WHAT YOU HAVE TO DO —
Narrow the data below down to the lines containing "index".

DATA SEGMENT —

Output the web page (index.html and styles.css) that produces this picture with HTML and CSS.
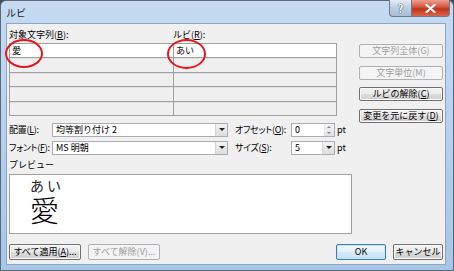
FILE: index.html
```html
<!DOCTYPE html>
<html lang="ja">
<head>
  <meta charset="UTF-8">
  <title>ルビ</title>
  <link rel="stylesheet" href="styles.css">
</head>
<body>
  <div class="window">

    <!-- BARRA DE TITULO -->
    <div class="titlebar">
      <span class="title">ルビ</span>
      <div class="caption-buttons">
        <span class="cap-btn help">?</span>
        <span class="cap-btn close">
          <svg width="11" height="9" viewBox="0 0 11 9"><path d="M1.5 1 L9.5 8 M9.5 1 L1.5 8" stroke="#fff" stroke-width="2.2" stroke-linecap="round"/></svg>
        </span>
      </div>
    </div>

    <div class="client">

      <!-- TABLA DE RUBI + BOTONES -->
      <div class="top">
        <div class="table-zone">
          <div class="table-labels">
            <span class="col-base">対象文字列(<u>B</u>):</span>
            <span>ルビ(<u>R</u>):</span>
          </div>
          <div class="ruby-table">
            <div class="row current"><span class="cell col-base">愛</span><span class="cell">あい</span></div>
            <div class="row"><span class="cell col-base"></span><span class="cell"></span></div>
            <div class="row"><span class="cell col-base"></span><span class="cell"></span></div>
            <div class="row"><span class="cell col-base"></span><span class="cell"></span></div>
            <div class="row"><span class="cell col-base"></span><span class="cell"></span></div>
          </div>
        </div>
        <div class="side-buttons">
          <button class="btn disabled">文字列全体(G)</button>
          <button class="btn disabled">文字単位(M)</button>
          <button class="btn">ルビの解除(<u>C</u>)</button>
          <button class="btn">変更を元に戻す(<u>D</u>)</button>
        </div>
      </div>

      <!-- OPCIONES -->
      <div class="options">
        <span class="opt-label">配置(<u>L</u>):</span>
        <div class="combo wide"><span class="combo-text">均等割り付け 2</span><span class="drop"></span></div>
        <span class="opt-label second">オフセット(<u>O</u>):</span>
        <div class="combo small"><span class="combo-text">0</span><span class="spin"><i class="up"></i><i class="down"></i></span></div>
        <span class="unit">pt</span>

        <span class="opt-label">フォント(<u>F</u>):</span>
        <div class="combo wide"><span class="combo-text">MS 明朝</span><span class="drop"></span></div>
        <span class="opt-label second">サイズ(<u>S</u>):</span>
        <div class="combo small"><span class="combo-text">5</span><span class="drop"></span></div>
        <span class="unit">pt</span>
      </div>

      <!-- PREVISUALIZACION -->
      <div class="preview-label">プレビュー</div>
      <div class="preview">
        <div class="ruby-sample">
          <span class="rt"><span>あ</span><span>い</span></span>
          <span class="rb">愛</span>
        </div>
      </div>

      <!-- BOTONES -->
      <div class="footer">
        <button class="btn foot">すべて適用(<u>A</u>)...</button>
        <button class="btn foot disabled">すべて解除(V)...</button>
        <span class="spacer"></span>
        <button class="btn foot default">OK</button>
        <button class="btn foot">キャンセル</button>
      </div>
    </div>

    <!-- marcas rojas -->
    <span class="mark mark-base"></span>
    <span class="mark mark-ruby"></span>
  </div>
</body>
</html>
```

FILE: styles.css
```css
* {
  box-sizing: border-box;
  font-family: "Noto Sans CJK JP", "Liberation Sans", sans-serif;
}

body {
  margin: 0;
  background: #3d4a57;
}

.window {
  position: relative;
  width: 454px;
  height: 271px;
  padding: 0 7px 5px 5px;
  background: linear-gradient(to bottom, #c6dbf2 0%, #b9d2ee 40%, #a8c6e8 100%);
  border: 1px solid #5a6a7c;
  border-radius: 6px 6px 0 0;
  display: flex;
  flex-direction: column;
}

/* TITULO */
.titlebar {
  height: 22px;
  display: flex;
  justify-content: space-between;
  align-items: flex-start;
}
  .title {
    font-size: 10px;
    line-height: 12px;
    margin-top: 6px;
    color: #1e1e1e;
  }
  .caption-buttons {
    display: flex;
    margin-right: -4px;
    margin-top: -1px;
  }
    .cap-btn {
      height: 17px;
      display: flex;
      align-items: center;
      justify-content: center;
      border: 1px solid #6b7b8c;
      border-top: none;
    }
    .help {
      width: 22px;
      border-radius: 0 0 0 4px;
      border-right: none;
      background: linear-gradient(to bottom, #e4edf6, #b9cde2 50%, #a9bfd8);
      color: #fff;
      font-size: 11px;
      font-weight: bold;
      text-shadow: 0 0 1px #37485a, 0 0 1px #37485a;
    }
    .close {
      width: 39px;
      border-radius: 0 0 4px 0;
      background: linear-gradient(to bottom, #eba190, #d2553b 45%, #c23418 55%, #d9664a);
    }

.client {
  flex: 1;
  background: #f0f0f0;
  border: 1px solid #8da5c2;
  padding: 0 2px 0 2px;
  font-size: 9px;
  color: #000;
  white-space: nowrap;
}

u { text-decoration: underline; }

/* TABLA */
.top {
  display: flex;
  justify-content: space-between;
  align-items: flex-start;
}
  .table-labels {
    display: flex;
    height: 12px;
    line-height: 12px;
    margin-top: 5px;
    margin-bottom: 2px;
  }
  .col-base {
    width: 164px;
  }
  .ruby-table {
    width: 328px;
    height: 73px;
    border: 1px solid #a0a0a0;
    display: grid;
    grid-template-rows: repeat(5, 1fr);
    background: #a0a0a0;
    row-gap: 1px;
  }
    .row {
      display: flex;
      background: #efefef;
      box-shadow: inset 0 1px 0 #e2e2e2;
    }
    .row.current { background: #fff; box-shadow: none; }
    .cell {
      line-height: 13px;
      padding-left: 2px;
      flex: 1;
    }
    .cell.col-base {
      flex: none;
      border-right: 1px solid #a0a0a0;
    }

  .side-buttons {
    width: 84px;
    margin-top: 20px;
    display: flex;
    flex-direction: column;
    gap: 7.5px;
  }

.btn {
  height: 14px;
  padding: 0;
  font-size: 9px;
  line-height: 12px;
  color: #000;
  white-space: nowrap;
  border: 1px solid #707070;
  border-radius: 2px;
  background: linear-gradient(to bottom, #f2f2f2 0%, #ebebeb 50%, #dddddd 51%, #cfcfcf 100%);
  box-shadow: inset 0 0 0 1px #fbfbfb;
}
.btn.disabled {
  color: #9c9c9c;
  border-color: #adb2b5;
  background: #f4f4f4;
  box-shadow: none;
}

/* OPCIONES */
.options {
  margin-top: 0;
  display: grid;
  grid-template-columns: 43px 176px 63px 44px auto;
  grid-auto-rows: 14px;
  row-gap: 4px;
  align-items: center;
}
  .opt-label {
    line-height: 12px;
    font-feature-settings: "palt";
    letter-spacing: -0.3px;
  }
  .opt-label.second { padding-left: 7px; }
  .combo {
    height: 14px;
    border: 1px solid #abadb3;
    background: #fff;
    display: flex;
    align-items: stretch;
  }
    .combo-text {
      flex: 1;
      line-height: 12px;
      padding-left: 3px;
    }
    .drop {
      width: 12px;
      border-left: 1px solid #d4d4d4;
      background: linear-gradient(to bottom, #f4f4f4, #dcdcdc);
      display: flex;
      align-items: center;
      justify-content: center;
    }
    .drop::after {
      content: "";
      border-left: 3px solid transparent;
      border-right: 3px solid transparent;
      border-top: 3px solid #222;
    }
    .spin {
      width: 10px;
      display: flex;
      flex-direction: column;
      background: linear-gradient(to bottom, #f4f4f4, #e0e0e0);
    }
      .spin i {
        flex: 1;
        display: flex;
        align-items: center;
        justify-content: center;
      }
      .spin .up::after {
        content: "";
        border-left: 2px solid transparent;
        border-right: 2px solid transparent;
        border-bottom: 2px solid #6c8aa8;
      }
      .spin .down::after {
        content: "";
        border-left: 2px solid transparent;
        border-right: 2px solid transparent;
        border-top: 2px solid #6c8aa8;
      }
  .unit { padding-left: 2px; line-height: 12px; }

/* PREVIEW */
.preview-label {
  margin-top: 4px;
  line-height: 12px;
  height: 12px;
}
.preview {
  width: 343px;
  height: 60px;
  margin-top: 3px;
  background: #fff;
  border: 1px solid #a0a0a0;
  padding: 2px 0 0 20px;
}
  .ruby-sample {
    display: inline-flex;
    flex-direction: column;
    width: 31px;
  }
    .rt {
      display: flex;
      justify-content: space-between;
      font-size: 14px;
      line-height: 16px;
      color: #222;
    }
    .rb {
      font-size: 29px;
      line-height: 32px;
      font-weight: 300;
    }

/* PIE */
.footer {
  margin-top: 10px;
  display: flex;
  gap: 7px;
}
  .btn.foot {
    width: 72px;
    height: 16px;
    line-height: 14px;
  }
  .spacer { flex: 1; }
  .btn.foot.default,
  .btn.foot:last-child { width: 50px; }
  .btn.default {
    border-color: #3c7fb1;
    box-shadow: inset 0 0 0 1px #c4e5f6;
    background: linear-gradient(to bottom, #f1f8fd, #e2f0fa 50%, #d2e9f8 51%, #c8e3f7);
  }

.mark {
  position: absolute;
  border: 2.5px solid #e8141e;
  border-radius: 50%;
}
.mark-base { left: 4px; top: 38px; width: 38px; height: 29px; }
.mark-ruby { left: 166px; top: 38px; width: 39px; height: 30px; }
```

WRITTEN REPLY —
Output the web page (index.html and styles.css) that produces this picture with HTML and CSS.
FILE: index.html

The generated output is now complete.